Member of Parliament, Lok Sabha
- In office 1999–2004
- Preceded by: Mohan Singh
- Succeeded by: Mohan Singh
- In office 1996–1998
- Preceded by: Mohan Singh
- Succeeded by: Mohan Singh
- Constituency: Deoria

Personal details
- Born: 30 June 1935 (age 90) Deoria, United Provinces, British India
- Party: Bharatiya Janata Party
- Spouse: Shashi Tripathi (m. 1960)
- Children: Shashank Mani Two Sons, One Daughter
- Education: M. Sc. (Defence Studies)
- Profession: Military Service, Agriculturist and Politician

= Prakash Mani Tripathi =

Indian politician

Lieutenant General Shri Prakash Mani Tripathi (born 30 June 1935) is an Indian politician and a former member of Lok Sabha from Deoria parliamentary constituency.

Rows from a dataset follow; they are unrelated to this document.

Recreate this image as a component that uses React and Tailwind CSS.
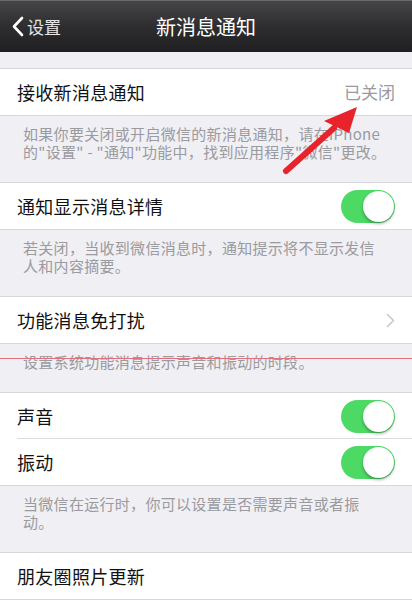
import React from 'react';

const font = { fontFamily: '"Noto Sans CJK SC", "Noto Sans", sans-serif' };

const Toggle = () => (
  <div className="relative w-[54px] h-[33px] rounded-full bg-[#4cd964]">
    <div className="absolute right-[1px] top-[1px] w-[31px] h-[31px] rounded-full bg-white shadow-[0_2px_3px_rgba(0,0,0,0.3)]" />
  </div>
);

const Row = ({ label, right, border }) => (
  <div className="relative h-[46px] bg-white flex items-center justify-between pl-[17px] pr-[17px]">
    <span className="text-[18px] text-[#111] tracking-[0.3px]">{label}</span>
    {right}
    {border && <div className="absolute left-[17px] right-0 bottom-0 h-px bg-[#dcdce0]" />}
  </div>
);

const Group = ({ children }) => (
  <div className="border-y border-[#d8d8dc]">{children}</div>
);

// footer notes keep the same line breaks as the iOS settings page
const Footer = ({ lines }) => (
  <div className="pt-[9px] pb-[21px] pl-[23px] text-[15px] leading-[18px] tracking-[0.3px] text-[#9a9a9f]">
    {lines.map((l) => (
      <div key={l} className="whitespace-nowrap">{l}</div>
    ))}
  </div>
);

const Chevron = () => (
  <svg width="9" height="15" viewBox="0 0 9 15" fill="none">
    <path d="M1.5 1.5 L7.5 7.5 L1.5 13.5" stroke="#c7c7cc" strokeWidth="1.6" strokeLinecap="round" strokeLinejoin="round" />
  </svg>
);

export default function App() {
  return (
    <div className="relative w-[412px] h-[600px] overflow-hidden bg-[#efeff4]" style={font}>
      {/* nav bar */}
      <div className="relative h-[52px] flex items-center justify-center bg-gradient-to-b from-[#454548] via-[#2e2e30] to-[#1f1f21] border-t border-[#6a6a6d]">
        <div className="absolute left-[11px] top-0 h-full flex items-center gap-[3px]">
          <svg width="13" height="21" viewBox="0 0 13 21" fill="none">
            <path d="M11 2 L3 10.5 L11 19" stroke="#fff" strokeWidth="2.6" strokeLinecap="round" strokeLinejoin="round" />
          </svg>
          <span className="text-[17px] text-[#e6e6e6]">设置</span>
        </div>
        <span className="text-[20px] text-white">新消息通知</span>
      </div>

      <div className="h-[16px]" />

      <Group>
        <Row label="接收新消息通知" right={<span className="text-[17px] text-[#9a9a9f]">已关闭</span>} />
      </Group>
      <Footer lines={['如果你要关闭或开启微信的新消息通知，请在iPhone', '的"设置" - "通知"功能中，找到应用程序"微信"更改。']} />

      <Group>
        <Row label="通知显示消息详情" right={<Toggle />} />
      </Group>
      <Footer lines={['若关闭，当收到微信消息时，通知提示将不显示发信', '人和内容摘要。']} />

      <Group>
        <Row label="功能消息免打扰" right={<Chevron />} />
      </Group>
      <Footer lines={['设置系统功能消息提示声音和振动的时段。']} />

      <Group>
        <Row label="声音" right={<Toggle />} border />
        <Row label="振动" right={<Toggle />} />
      </Group>
      <Footer lines={['当微信在运行时，你可以设置是否需要声音或者振', '动。']} />

      <Group>
        <Row label="朋友圈照片更新" />
      </Group>

      {/* red annotation line */}
      <div className="absolute left-0 right-0 top-[358px] h-px bg-[#e2707c]" />

      {/* red annotation arrow */}
      <svg className="absolute left-0 top-0 pointer-events-none" width="412" height="600" viewBox="0 0 412 600">
        <line x1="286" y1="171" x2="334" y2="128" stroke="#e8232b" strokeWidth="6" strokeLinecap="round" />
        <polygon points="357,107 324,121 349,133" fill="#e8232b" />
      </svg>
    </div>
  );
}
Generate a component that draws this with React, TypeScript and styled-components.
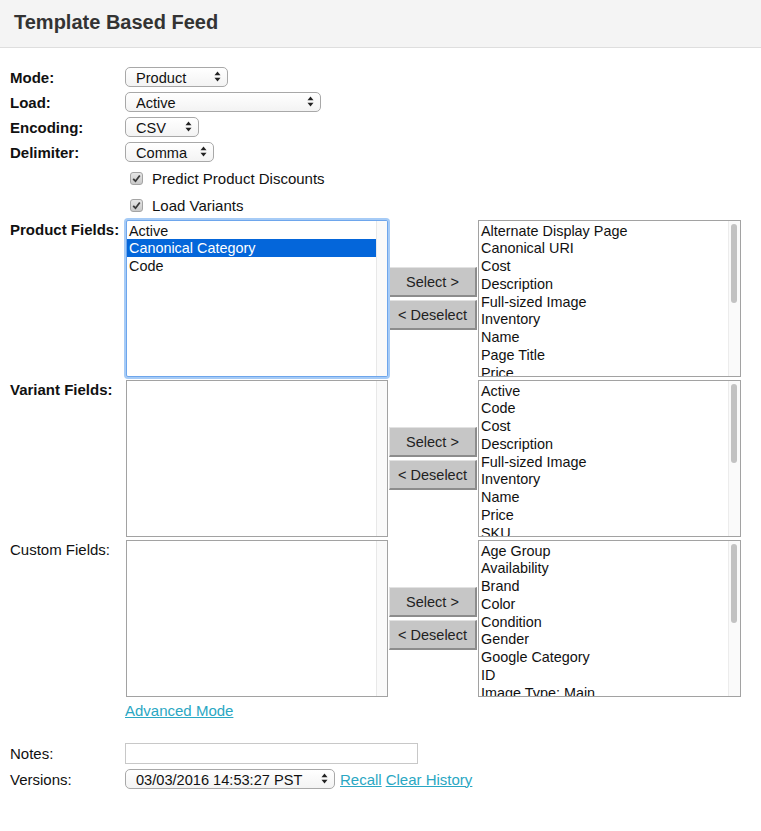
import React from 'react';
import styled, {createGlobalStyle} from 'styled-components';

const GlobalStyle = createGlobalStyle`
    html, body {
        margin: 0;
        padding: 0;
        background: #fff;
        font-family: "Liberation Sans", Arial, Helvetica, sans-serif;
        color: #111;
    }
    * {
        box-sizing: border-box;
    }
`;

type FieldList = {
    label: string
    bold: boolean
    chosen: string[]
    selectedIndex?: number
    focused?: boolean
    available: string[]
}

const fieldLists: FieldList[] = [
    {
        label: 'Product Fields:',
        bold: true,
        chosen: ['Active', 'Canonical Category', 'Code'],
        selectedIndex: 1,
        focused: true,
        available: ['Alternate Display Page', 'Canonical URI', 'Cost', 'Description', 'Full-sized Image', 'Inventory', 'Name', 'Page Title', 'Price'],
    },
    {
        label: 'Variant Fields:',
        bold: true,
        chosen: [],
        available: ['Active', 'Code', 'Cost', 'Description', 'Full-sized Image', 'Inventory', 'Name', 'Price', 'SKU'],
    },
    {
        label: 'Custom Fields:',
        bold: false,
        chosen: [],
        available: ['Age Group', 'Availability', 'Brand', 'Color', 'Condition', 'Gender', 'Google Category', 'ID', 'Image Type: Main'],
    },
];

const Arrows = () => (
    <ArrowIcon width="7" height="11" viewBox="0 0 7 11">
        <path d="M3.5 0.5 L6.5 4.2 L0.5 4.2 Z" fill="#222"/>
        <path d="M3.5 10.5 L6.5 6.8 L0.5 6.8 Z" fill="#222"/>
    </ArrowIcon>
);

type SelectProps = {
    width: number
    value: string
}

const Select = ({width, value}: SelectProps) => (
    <SelectBox $width={width}>
        <NativeSelect defaultValue={value}>
            <option>{value}</option>
        </NativeSelect>
        <Arrows/>
    </SelectBox>
);

const Check = ({label}: { label: string }) => (
    <CheckRow>
        <CheckBox>
            <svg width="9" height="9" viewBox="0 0 9 9">
                <path d="M1.2 4.8 L3.5 7.2 L7.8 1.5" stroke="#3a3a3a" strokeWidth="1.8" fill="none"/>
            </svg>
        </CheckBox>
        <CheckText>{label}</CheckText>
    </CheckRow>
);

export default function App() {
    return (
        <>
            <GlobalStyle/>
            <Header>
                <Title>Template Based Feed</Title>
            </Header>
            <Form>
                <Row>
                    <Label $bold>Mode:</Label>
                    <Select width={103} value="Product"/>
                </Row>
                <Row>
                    <Label $bold>Load:</Label>
                    <Select width={196} value="Active"/>
                </Row>
                <Row>
                    <Label $bold>Encoding:</Label>
                    <Select width={74} value="CSV"/>
                </Row>
                <Row>
                    <Label $bold>Delimiter:</Label>
                    <Select width={89} value="Comma"/>
                </Row>
                <Checks>
                    <Check label="Predict Product Discounts"/>
                    <Check label="Load Variants"/>
                </Checks>
                <Lists>
                    {fieldLists.map((list) => (
                        <ListRow key={list.label}>
                            <ListLabel $bold={list.bold}>{list.label}</ListLabel>
                            <ListBox $width={262} $focused={list.focused}>
                                <Items>
                                    {list.chosen.map((item, i) => (
                                        <Item key={item} $selected={i === list.selectedIndex}>{item}</Item>
                                    ))}
                                </Items>
                                <Track/>
                            </ListBox>
                            <Buttons>
                                <MoveButton>Select &gt;</MoveButton>
                                <MoveButton>&lt; Deselect</MoveButton>
                            </Buttons>
                            <ListBox $width={263}>
                                <Items>
                                    {list.available.map((item) => (
                                        <Item key={item}>{item}</Item>
                                    ))}
                                </Items>
                                <ScrollBar>
                                    <Thumb/>
                                </ScrollBar>
                            </ListBox>
                        </ListRow>
                    ))}
                </Lists>
                <AdvancedRow>
                    <Link href="#">Advanced Mode</Link>
                </AdvancedRow>
                <Row>
                    <Label>Notes:</Label>
                    <NotesInput type="text"/>
                </Row>
                <Row>
                    <Label>Versions:</Label>
                    <Select width={210} value="03/03/2016 14:53:27 PST"/>
                    <Links>
                        <Link href="#">Recall</Link>
                        <Link href="#">Clear History</Link>
                    </Links>
                </Row>
            </Form>
        </>
    );
}

const Header = styled.div`
    height: 48px;
    background: #f4f4f4;
    border-bottom: 1px solid #dedede;
    display: flex;
    align-items: center;
    padding: 0 14px 2px;
`;

const Title = styled.h1`
    margin: 0;
    font-size: 20px;
    font-weight: 700;
    color: #333;
`;

const Form = styled.div`
    padding: 19px 10px 0;
    display: flex;
    flex-direction: column;
    gap: 5px;
`;

const Row = styled.div`
    display: flex;
    align-items: center;
    min-height: 20px;
`;

const Label = styled.div<{ $bold?: boolean }>`
    width: 115px;
    flex-shrink: 0;
    font-size: 15px;
    font-weight: ${(p) => (p.$bold ? 700 : 400)};
    color: #111;
    white-space: nowrap;
`;

const SelectBox = styled.span<{ $width: number }>`
    position: relative;
    display: inline-flex;
    width: ${(p) => p.$width}px;
    height: 20px;
`;

const NativeSelect = styled.select`
    appearance: none;
    width: 100%;
    height: 100%;
    margin: 0;
    padding: 1px 20px 0 10px;
    border: 1px solid #a8a8a8;
    border-radius: 5px;
    background: linear-gradient(#ffffff, #f3f3f3);
    font-family: "Liberation Sans", Arial, sans-serif;
    font-size: 14.6px;
    color: #111;
    outline: none;
`;

const ArrowIcon = styled.svg`
    position: absolute;
    right: 7px;
    top: 4px;
    pointer-events: none;
`;

const Checks = styled.div`
    display: flex;
    flex-direction: column;
    gap: 7px;
    padding: 1px 0 0 120px;
`;

const CheckRow = styled.label`
    display: flex;
    align-items: center;
    height: 20px;
    gap: 9px;
`;

const CheckBox = styled.span`
    width: 13px;
    height: 13px;
    border: 1px solid #a4a4a4;
    border-radius: 3px;
    background: linear-gradient(#e6e6e6, #c9c9c9);
    display: flex;
    align-items: center;
    justify-content: center;
`;

const CheckText = styled.span`
    font-size: 15px;
    color: #111;
`;

const Lists = styled.div`
    display: flex;
    flex-direction: column;
    gap: 3px;
`;

const ListRow = styled.div`
    display: flex;
    align-items: center;
    height: 157px;
`;

const ListLabel = styled(Label)`
    align-self: flex-start;
    width: 116px;
    padding-top: 1px;
`;

const ListBox = styled.div<{ $width: number; $focused?: boolean }>`
    width: ${(p) => p.$width}px;
    height: 157px;
    display: flex;
    overflow: hidden;
    background: #fff;
    border: 1px solid ${(p) => (p.$focused ? '#6ea6ec' : '#a2a2a2')};
    box-shadow: ${(p) => (p.$focused ? '0 0 0 2px #a6cbf6' : 'none')};
    border-radius: ${(p) => (p.$focused ? '2px' : '0')};
    position: relative;
    z-index: ${(p) => (p.$focused ? 1 : 0)};
`;

const Items = styled.div`
    flex: 1;
    display: flex;
    flex-direction: column;
    padding-top: 0.5px;
`;

const Item = styled.div<{ $selected?: boolean }>`
    flex-shrink: 0;
    height: 17.8px;
    line-height: 18.6px;
    padding-left: 2px;
    font-size: 14.4px;
    white-space: nowrap;
    color: ${(p) => (p.$selected ? '#fff' : '#111')};
    background: ${(p) => (p.$selected ? '#0466da' : 'transparent')};
`;

const Track = styled.div`
    width: 11px;
    flex-shrink: 0;
    background: #fafafa;
    border-left: 1px solid #e8e8e8;
`;

const ScrollBar = styled.div`
    width: 12px;
    flex-shrink: 0;
    background: #fafafa;
    border-left: 1px solid #ececec;
    padding: 3px 3px 0 2px;
`;

const Thumb = styled.div`
    width: 6px;
    height: 79px;
    border-radius: 3px;
    background: #c2c2c2;
`;

const Buttons = styled.div`
    width: 90px;
    display: flex;
    flex-direction: column;
    gap: 3px;
    padding: 0 1px;
`;

const MoveButton = styled.button`
    width: 88px;
    height: 30px;
    margin: 0;
    padding: 0;
    font-family: "Liberation Sans", Arial, sans-serif;
    font-size: 14.5px;
    color: #222;
    background: #c6c6c6;
    border-style: solid;
    border-width: 1px 2px 2px 1px;
    border-color: #e2e2e2 #8c8c8c #8c8c8c #e2e2e2;
    cursor: pointer;
`;

const AdvancedRow = styled.div`
    padding: 0 0 0 115px;
    height: 20px;
    display: flex;
    align-items: center;
    margin-top: -2px;
    margin-bottom: 18px;
`;

const Link = styled.a`
    font-size: 15px;
    color: #2aa7c3;
    text-decoration: underline;
`;

const NotesInput = styled.input`
    width: 293px;
    height: 21px;
    margin: 0;
    border: 1px solid #c8c8c8;
    font-size: 13px;
    outline: none;
`;

const Links = styled.div`
    display: flex;
    gap: 4px;
    margin-left: 5px;
`;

He was commissioned in the Indian Army in June 1955 and served in Jammu and Kashmir. He joined 63 Cavalry in February 1957; served in Nagaland as Squadron Commander between 1964 and 1965. During the Indo-Pak War, 1971, he fought in Bangladesh.

He took part in Mizoram-Counter Insurgency operations in 1976; was Commander 3 (I) Armoured Brigade in 1982; Maj. General Officer Commanding, Armoured Division between 1985 and 1988; Director-General, Combat Vehicles, D.R.D.O., between 1988 and 1990; G.O.C. 2 Corps, 1990–92 and Deputy Chief of Army Staff between 1992 and 1993. He was awarded the Ati Vishisht Seva Medal in 1986 and Param Vishisht Seva Medal in 1992.

He was a member of the 11th Lok Sabha (1996-1998) and 13th Lok Sabha, representing Deoria constituency.